Iraq’s trade ministry says 1.1 million tonnes of wheat it bought from farmers this harvest season is in silos in the five provinces. This represents nearly 20 percent of annual Iraqi consumption which the U.S. Department of Agriculture (USDA) puts at around 6.5 million tonnes, roughly half of which is imported.
Amidst the chaos of northern Iraq, it remains unclear exactly how much wheat has fallen into rebel hands, as the government still controls parts of the provinces.
However, a source at the Agriculture Ministry confirmed the size of the problem. About 30 percent of Iraq’s entire farm production, including the wheat crop, is at risk, the source said, requesting anonymity.
JIHADI BUSINESS DEALINGS
The Islamic State already has extensive business dealings. It is selling crude oil and gasoline both in Iraq and Syria, where it is fighting President Bashar al-Assad’s forces to create a cross-border caliphate.
So far, it has largely used energy and food resources under its control as a fund raiser rather than an instrument of siege, selling instead of withholding them.
A senior Iraqi government official told Reuters that the militants had seized wheat in recent weeks from government silos in the provinces of Nineveh and Anbar, which both border Syria.
These included 40,000-50,000 tonnes taken in Tal Afar and another Nineveh town, Sinjar, where tens of thousands of local people from the Yazidi religious minority have fled the militant onslaught to a nearby mountain range.
Hassan Ibrahim, Director General of the Grain Board of Iraq, said the Islamic State had tried to sell wheat stolen from Nineveh back to the government via middle men in other provinces. “For this reason I stopped purchasing wheat from farmers last Thursday,” said Ibrahim, whose Trade Ministry body is responsible for procuring wheat internationally and from local producers.
Bread prices are stable in Baghdad due to imports and crops in areas still under government control. In Baghdad and nine other southern provinces, the Trade Ministry has bought nearly 1.4 million tonnes from farmers this season.
It is not clear whether the government’s import needs will rise dramatically, given that it will probably not try to supply areas no longer under its control.
Iraq’s wheat harvest began in May, the month before the Islamists and their allies launched their assault, taking the cities of Mosul and Tikrit in days when resistance from thousands of U.S.-trained government soldiers collapsed.
The harvest begins in the south and moves north, meaning that farmers began delivering wheat to government silos in rural areas around Mosul in early June, less than two weeks before militants stormed the city.
Zubi said the government usually pays the producers two months in arrears.

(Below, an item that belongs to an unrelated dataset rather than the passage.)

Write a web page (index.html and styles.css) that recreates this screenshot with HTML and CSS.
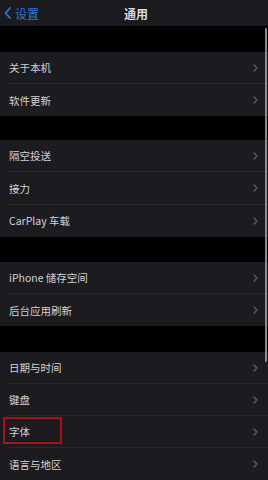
FILE: index.html
```html
<!DOCTYPE html>
<html lang="zh-CN">
<head>
    <meta charset="UTF-8">
    <meta name="viewport" content="width=device-width, initial-scale=1.0">
    <title>通用</title>
    <link rel="stylesheet" href="styles.css">
</head>
<body>
    <div class="nav">
        <div class="back">
            <svg width="7" height="12" viewBox="0 0 7 12"><path d="M6 1 L1.5 6 L6 11" fill="none" stroke="#2f78d8" stroke-width="1.8" stroke-linecap="round" stroke-linejoin="round"/></svg>
            <span>设置</span>
        </div>
        <div class="title">通用</div>
    </div>

    <div class="group g1">
        <div class="row"><span class="label">关于本机</span><svg class="chev" viewBox="0 0 5 8"><path d="M1 1 L4 4 L1 7"/></svg></div>
        <div class="row"><span class="label">软件更新</span><svg class="chev" viewBox="0 0 5 8"><path d="M1 1 L4 4 L1 7"/></svg></div>
    </div>

    <div class="group g2">
        <div class="row"><span class="label">隔空投送</span><svg class="chev" viewBox="0 0 5 8"><path d="M1 1 L4 4 L1 7"/></svg></div>
        <div class="row"><span class="label">接力</span><svg class="chev" viewBox="0 0 5 8"><path d="M1 1 L4 4 L1 7"/></svg></div>
        <div class="row"><span class="label">CarPlay 车载</span><svg class="chev" viewBox="0 0 5 8"><path d="M1 1 L4 4 L1 7"/></svg></div>
    </div>

    <div class="group g3">
        <div class="row"><span class="label">iPhone 储存空间</span><svg class="chev" viewBox="0 0 5 8"><path d="M1 1 L4 4 L1 7"/></svg></div>
        <div class="row"><span class="label">后台应用刷新</span><svg class="chev" viewBox="0 0 5 8"><path d="M1 1 L4 4 L1 7"/></svg></div>
    </div>

    <div class="group g4">
        <div class="row"><span class="label">日期与时间</span><svg class="chev" viewBox="0 0 5 8"><path d="M1 1 L4 4 L1 7"/></svg></div>
        <div class="row"><span class="label">键盘</span><svg class="chev" viewBox="0 0 5 8"><path d="M1 1 L4 4 L1 7"/></svg></div>
        <div class="row"><span class="label">字体</span><svg class="chev" viewBox="0 0 5 8"><path d="M1 1 L4 4 L1 7"/></svg><div class="mark"></div></div>
        <div class="row"><span class="label">语言与地区</span><svg class="chev" viewBox="0 0 5 8"><path d="M1 1 L4 4 L1 7"/></svg></div>
    </div>

    <div class="scrollbar"></div>
</body>
</html>
```

FILE: styles.css
```css
body {
    margin: 0;
    width: 268px;
    height: 480px;
    overflow: hidden;
    background: #000;
    font-family: "Noto Sans CJK SC", "Noto Sans", sans-serif;
    color: #d2d2d4;
    position: relative;
}

.nav {
    height: 26px;
    background: #1b1a1e;
    display: flex;
    align-items: center;
    position: relative;
}

.back {
    display: flex;
    align-items: center;
    gap: 4px;
    padding-left: 4px;
    color: #2f78d8;
    font-size: 12px;
}

.title {
    position: absolute;
    left: 0;
    right: 0;
    text-align: center;
    font-size: 12px;
    font-weight: 700;
    color: #dcdcde;
    padding-left: 4px;
}

.group {
    background: #1c1b20;
}

.g1 { margin-top: 26px; }
.g2 { margin-top: 24px; }
.g3 { margin-top: 25px; }
.g4 { margin-top: 26px; }

.row {
    height: 32px;
    margin-left: 9px;
    padding-right: 10px;
    display: flex;
    align-items: center;
    justify-content: space-between;
    border-bottom: 1px solid #2a292e;
    box-sizing: border-box;
    position: relative;
    font-size: 10.5px;
}

.g2 .row { height: 32.4px; }

.row:last-child {
    border-bottom: none;
}

.chev {
    width: 5px;
    height: 8px;
    fill: none;
    stroke: #5e5d62;
    stroke-width: 1.4;
    stroke-linecap: round;
    stroke-linejoin: round;
}

.mark {
    position: absolute;
    left: -6px;
    top: 1px;
    width: 59px;
    height: 27px;
    border: 2px solid #a3141c;
    box-sizing: border-box;
}

.scrollbar {
    position: absolute;
    right: 1px;
    top: 28px;
    width: 2px;
    height: 334px;
    background: #8a898e;
    border-radius: 1px;
}
```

Therefore an estimated 400,000 farmers are living under the militants with no hope of being paid for the wheat they delivered before the offensive. “No farmer received his money,” he said, meaning they will not be able to start planting in the seeding season that begins as soon as next month in some areas. “This is their sole income.”
The FAO is urgently working to get 3,000 tonnes of wheat seed to the farmers for planting, he said, though this effort faces major problems due to the security situation. Seed deliveries are vital for ensuring that fellow U.N. agencies such as the World Food Programme, which are already helping hundreds of thousands, are not saddled with feeding yet more Iraqis.
John Schnittker, a former USDA economist who advised the Trade Ministry for three years before USDA pulled its staff out of Baghdad in 2012, said a number of factors would “severely test” the ability of farmers in northern Iraq to grow their wheat crops to be harvested next year.
These included threats to irrigation water due to the militants’ control of the Mosul dam, the government’s inability to get fertilizer and fuel to farmers in areas under the Islamic State, and the fact that many producers fled their homes.
He expected a “lower planted area and lower yields” for the 2014/15 harvest. “It’s very likely to be disrupted because of the conflict.”
Meanwhile, the “public distribution system” – the government’s means of supplying subsidized flour and other goods such as vegetable oil, sugar and rice – has broken down in militant-held areas.
Although the system is corrupt and wasteful, impoverished Iraqis depend on it. Schnittker said its breakdown poses a “huge hardship” to northern Iraq’s rural population and would eventually push more people into refugee status.